Ahora persiste una sola pregunta, ¿Qué ha sido de Meg White?; ésta se responde con una infinidad de verdades a medias sin una certeza. La impotencia en su máximo esplendor: gozar de información inagotable en el mundo digital, sin embargo, la referencia imprescindible falta. El Dios omnisciente, el Internet, mintió y carece del conocimiento absoluto; quebrantó la vida privada pero no el de las consciencias. Esa valía la conservó Meg y son lejanos aquellos días donde paisajes extraídos de la imaginación eran verosímiles; caminar de la mano por las calles de Detriot, alojarnos en el Hotel Yorba o que ella llorara en mi hombro al son de “White Moon”, son situaciones imposibles e irrisorias.

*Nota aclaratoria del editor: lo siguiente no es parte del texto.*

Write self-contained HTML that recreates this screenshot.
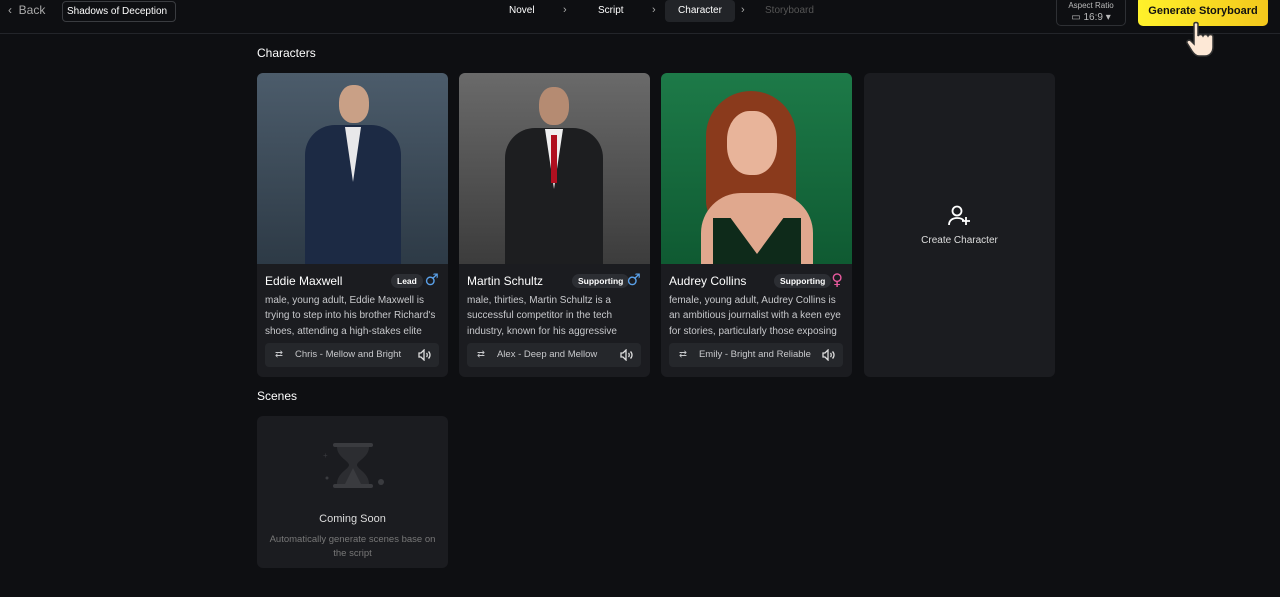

En perspectiva, poco queda del chico que sentía infringir las leyes de la moral y las buenas costumbres con su playera del disco Get Behind Me Satan; portaba soberbiamente, en las calles de un pueblo católico y mojigato, la camiseta de tonos oscuros y crucifijos, en busca de desafiar lo común. Ingenuamente lo creía, pero detrás de esa convicción había amor. No obstante, se agotó la vitalidad y el ímpetu de mi juventud y contemplo a esa época como ajena; la tempestad de las circunstancias arrasó con casi todo, excepto con mi devoción por Meg White y con el disco compacto de Elephant el cual inició todo. Éstos, en tiempos digitales y de relaciones escurridizas, parecen obsoletos.
En esta serie de circunstancias que son la vida, tan sólo algunas definen el rumbo de un hombre; en mi caso, una de ellas, fue sintonizar “Seven Nation Army” en el ayer. El disco Elephant forjó mis gustos musicales, preferencias culturales, vestimenta y, en un contexto amplio, mis relaciones interpersonales. Esa suerte incluye al infortunio, es decir, aquella melodía transformó mi existencia pero asimismo me reveló la imposibilidad de un amor.
Idealicé por años a Meg White y no puedo figurarla en un entorno negativo, sino en uno dichoso; la imagino en una embarcación recorriendo un mar placentero llevándola lejos del insoportable universo de la fama. Desde mi cubículo laboral la noche llegó, el disco Elephant dejó de sonar y es momento de partir; el viento escasea en tiempo de canícula, sin embargo, la limitada brisa se lleva las últimas palabras que tengo para ti, Meg, por si un día la fortuna toca a mi puerta y lees estas letras pensadas en ti: I don’t care what other people say. I’m going to love you, anyway. Come to me again in the cold, cold night.